December 11 2013 Latest news:
Peter Walsh, Crime correspondent
Friday, September 13, 2013
Police said the use of Taser in both Norfolk and Suffolk counties remains “low” after government statistics revealed the use of the weapon had more than doubled over a two year period.
Figures released by the Home Office showed that police use of Tasers in England and Wales went up from 3,328 in 2009 to 7,877 in 2011 prompting human rights group Amnesty International state it was “concerned” about the statistics and call for only a small amount of officers to be able to use them.
Tasers were first trialled in 2004 and their use has since been rolled out to all forces in England and Wales. Officers are required to take a training course before being allowed to use a Taser and they are told only to deploy them when threatened with violence.
A Freedom of Information (FoI) request made to Norfolk Constabulary revealed that between January 1 2010 and October 24 2012 records showed that Taser was fired 78 times although it is not clear whether use has increased over that period or not.
A spokesman for Norfolk police said: “The use of Taser in Norfolk/Suffolk remains low. It is an effective tool designed to diffuse high risk situations and for dealing with violent people to secure a safe arrest where necessary.
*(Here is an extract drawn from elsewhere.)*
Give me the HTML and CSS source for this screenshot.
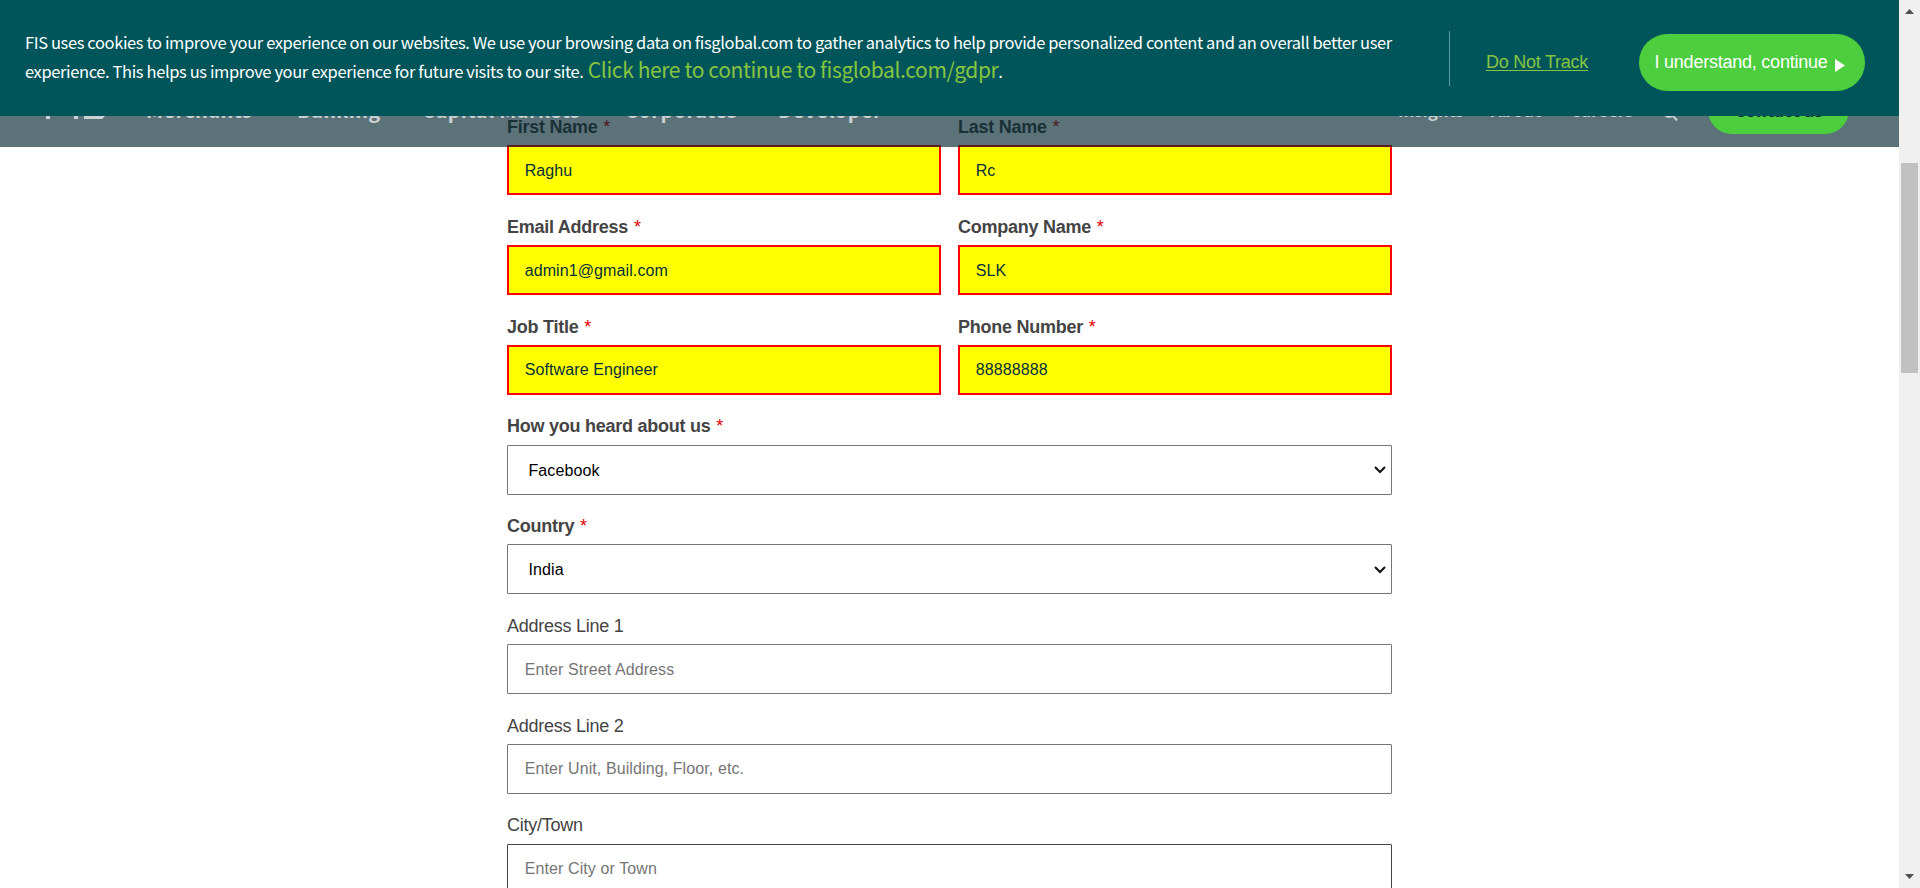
FILE: index.html
```html
<!DOCTYPE html>
<html lang="en">
<head>
<meta charset="utf-8">
<title>FIS Contact</title>
<link rel="stylesheet" href="styles.css">
</head>
<body>
<div class="frame">
  <div class="page">
    <header class="nav">
      <svg class="logo" width="70" height="28" viewBox="0 0 70 28"><path d="M4 28V4h20v4H8v6h14v4H8v10zM32 4h4v24h-4zM62 4v4H46v6h17v11l-3 3H42v-3h17v-7H42V4z" fill="#ccd2d4"/></svg>
      <nav class="links">
        <a class="m1">Merchants</a><a class="m2">Banking</a><a class="m3">Capital Markets</a><a class="m4">Corporates</a><a class="m5">Developer</a>
      </nav>
      <nav class="links small">
        <a class="s1">Insights</a><a class="s2">About</a><a class="s3">Careers</a>
        <svg class="search" width="15" height="16" viewBox="0 0 15 16"><circle cx="6" cy="7" r="5" fill="none" stroke="#ccd2d4" stroke-width="2"/><path d="M9.500 10.500l4.500 5" stroke="#ccd2d4" stroke-width="2"/></svg>
      </nav>
      <a class="contact">Contact us</a>
    </header>
    <section class="cookie">
      <p class="msg"><span class="l1">FIS uses cookies to improve your experience on our websites. We use your browsing data on fisglobal.com to gather analytics to help provide personalized content and an overall better user</span><br><span class="l2">experience. This helps us improve your experience for future visits to our site.</span> <a class="gdpr">Click here to continue to fisglobal.com/gdpr</a>.</p>
      <div class="rule"></div>
      <a class="dnt">Do Not Track</a>
      <button class="ok">I understand, continue<svg width="10" height="13" viewBox="0 0 10 13"><path d="M0 0l10 6.500-10 6.500z" fill="#fff"/></svg></button>
    </section>
    <form class="form">
      <div class="row two">
        <div><label class="req">First Name <i>*</i></label><input class="bad" value="Raghu"></div>
        <div><label class="req">Last Name <i>*</i></label><input class="bad" value="Rc"></div>
      </div>
      <div class="row two">
        <div><label class="req">Email Address <i>*</i></label><input class="bad" value="admin1@gmail.com"></div>
        <div><label class="req">Company Name <i>*</i></label><input class="bad" value="SLK"></div>
      </div>
      <div class="row two">
        <div><label class="req">Job Title <i>*</i></label><input class="bad" value="Software Engineer"></div>
        <div><label class="req">Phone Number <i>*</i></label><input class="bad" value="88888888"></div>
      </div>
      <div class="row"><label class="req">How you heard about us <i>*</i></label>
        <div class="select"><span>Facebook</span><svg width="12" height="8" viewBox="0 0 12 8"><path d="M1 1l5 5 5-5" fill="none" stroke="#101010" stroke-width="2"/></svg></div></div>
      <div class="row"><label class="req">Country <i>*</i></label>
        <div class="select"><span>India</span><svg width="12" height="8" viewBox="0 0 12 8"><path d="M1 1l5 5 5-5" fill="none" stroke="#101010" stroke-width="2"/></svg></div></div>
      <div class="row"><label>Address Line 1</label><input placeholder="Enter Street Address"></div>
      <div class="row"><label>Address Line 2</label><input placeholder="Enter Unit, Building, Floor, etc."></div>
      <div class="row"><label>City/Town</label><input class="dark" placeholder="Enter City or Town"></div>
    </form>
  </div>
  <div class="scroll">
    <svg width="9" height="5" viewBox="0 0 9 5"><path d="M0 5L4.500 0 9 5z" fill="#505050"/></svg>
    <div class="thumb"></div>
    <svg class="down" width="9" height="5" viewBox="0 0 9 5"><path d="M0 0h9L4.500 5z" fill="#505050"/></svg>
  </div>
</div>
</body>
</html>
```
FILE: styles.css
```css
* { box-sizing: border-box; }
body { margin: 0; overflow: hidden; background: #fff; font-family: "Liberation Sans", Arial, sans-serif; }
.frame { display: flex; width: 1920px; height: 888px; overflow: hidden; }
.page { position: relative; width: 1899px; height: 888px; overflow: hidden; }

.nav { position: absolute; z-index: 2; top: 0; left: 0; width: 1899px; height: 147px; padding: 0 50px 0 42px; display: flex; align-items: flex-start; background: rgba(3, 38, 49, .65); color: #ccd2d4; font-family: "Noto Sans CJK SC", sans-serif; font-weight: 700; }
.logo { margin-top: 91px; flex: none; }
.links { display: flex; margin: 97px 0 0 34px; font-size: 20px; line-height: 26px; letter-spacing: .35px; white-space: nowrap; }
.links a { flex: none; }
.m1 { width: 151px; } .m2 { width: 125px; } .m3 { width: 203px; } .m4 { width: 153px; } .m5 { width: 101px; }
.small { margin: 97px 0 0 auto; font-size: 17px; letter-spacing: -.1px; }
.s1 { width: 93px; } .s2 { width: 79px; } .s3 { width: 93px; }
.search { margin-top: 8px; }
.contact { width: 141px; height: 48px; margin: 86px 0 0 30px; border-radius: 24px; background: #4dce3e; color: #012834; font-size: 17px; line-height: 48px; text-align: center; }

.cookie { position: absolute; z-index: 3; top: 0; left: 0; width: 1899px; height: 116px; display: flex; background: #00555a; color: #fff; }
.msg { margin: 28px 0 0 25px; width: 1424px; flex: none; font: 16.5px/29px "Noto Sans CJK SC", sans-serif; letter-spacing: -.385px; white-space: nowrap; }
.gdpr { margin-left: 1px; font-size: 21px; letter-spacing: -.38px; line-height: 0; color: #87c540; }
.rule { width: 1px; height: 55px; margin-top: 31px; background: #5f9aa0; }
.dnt { margin: 52px 0 0 36px; width: 153px; font-size: 18px; line-height: 21px; letter-spacing: -.25px; color: #87c540; text-decoration: underline; text-underline-offset: 2px; white-space: nowrap; }
.ok { display: flex; align-items: center; margin-top: 34px; width: 226px; height: 57px; padding: 0 0 0 15.5px; border: 0; border-radius: 29px; background: #4dce3e; color: #fff; font: 18px "Liberation Sans", Arial, sans-serif; letter-spacing: -.23px; white-space: nowrap; }
.ok svg { margin: 6px 0 0 7px; }

.form { width: 885px; margin: 112px 0 0 507px; }
.row { height: 99.75px; }
.two { display: grid; grid-template-columns: 434px 434px; gap: 17px; }
label { display: block; height: 33.3px; padding-top: 5px; font-size: 18px; line-height: 21px; letter-spacing: -.25px; color: #444; white-space: nowrap; }
.req { font-weight: 700; }
i { margin-left: 1px; font-style: normal; font-weight: 400; color: #e00000; }
input, .select { display: block; width: 100%; height: 50px; padding: 1px 16.7px 0; border: 1px solid #767676; border-radius: 1px; background: #fff; font: 16px "Liberation Sans", Arial, sans-serif; letter-spacing: .1px; color: #000; }
input::placeholder { color: #757575; }
.bad { padding: 1px 15.7px 0; border: 2px solid #f00; border-radius: 0; background: #ff0; color: #05303c; }
.dark { border-color: #444; }
.select { display: flex; align-items: center; justify-content: space-between; padding: 2px 5px 0 20.5px; }
.select svg { margin-top: -1px; }

.scroll { width: 21px; height: 888px; padding: 9px 0 9px; background: #f0f0f0; display: flex; flex-direction: column; align-items: center; }
.thumb { width: 17px; height: 210px; margin: 149px 0 auto; background: #c1c1c1; flex: none; }
```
“There are a number of options available to officers ranging from tactical communications all the way through to firearms. Taser provides officers with a less lethal alternative and in the majority of cases the mere presence of Taser along with the communication skills of officers can be a sufficient deterrent to assailants, ensuring a peaceful resolution of the incident.
“Both Constabularies adhere to strict guidance issued by the Association of Chief Police Officers in relation to their training of staff and policy surrounding the use of Taser and firearms. Taser is only carried by officers who are highly trained and accredited. Before deployment is considered an assessment is made based on the situation and the threat/risk presented.”
Despite figures showing the use of Taser had more than doubled nationally, in only about a quarter (25.7% in 2011) were they actually discharged and in n most situations they were only readied or pointed as a warning.
The Independent Police Complaints Commission (IPCC) is probing 12 Taser-related incidents, three involving deaths.
Kate Allen, Amnesty International’s UK director, said: “The increasing rollout of Tasers across the UK is a grave concern. Amnesty International is worried about every bobby on the beat having a Taser on their belt - it’s not a modern truncheon,” said the group’s UK director Kate Allen.
“A Taser doesn’t just give a little tingle - it’s a potentially lethal 50,000-volt weapon and should not be spoken of as some sort of ‘natural progression’ of the standard policing kit.”
Her concerns were echoed by the IPCC, which expressed particular worry about the use of Tasers in direct contact with someone’s body.
IPCC deputy chair Deborah Glass said: “The IPCC recognises that there is public concern over the considerable increase in Taser use, not only in the number of officers using it but also in circumstances where it would not have been used previously - and a rise in complaints that has accompanied that.” But the Association of Chief Police Officers pointed out that the percentage of occasions when the Taser was fired had not increased over the years.
Spokesman Simon Chesterman said he believed this was evidence of the “extensive and consistent training” which police had implemented.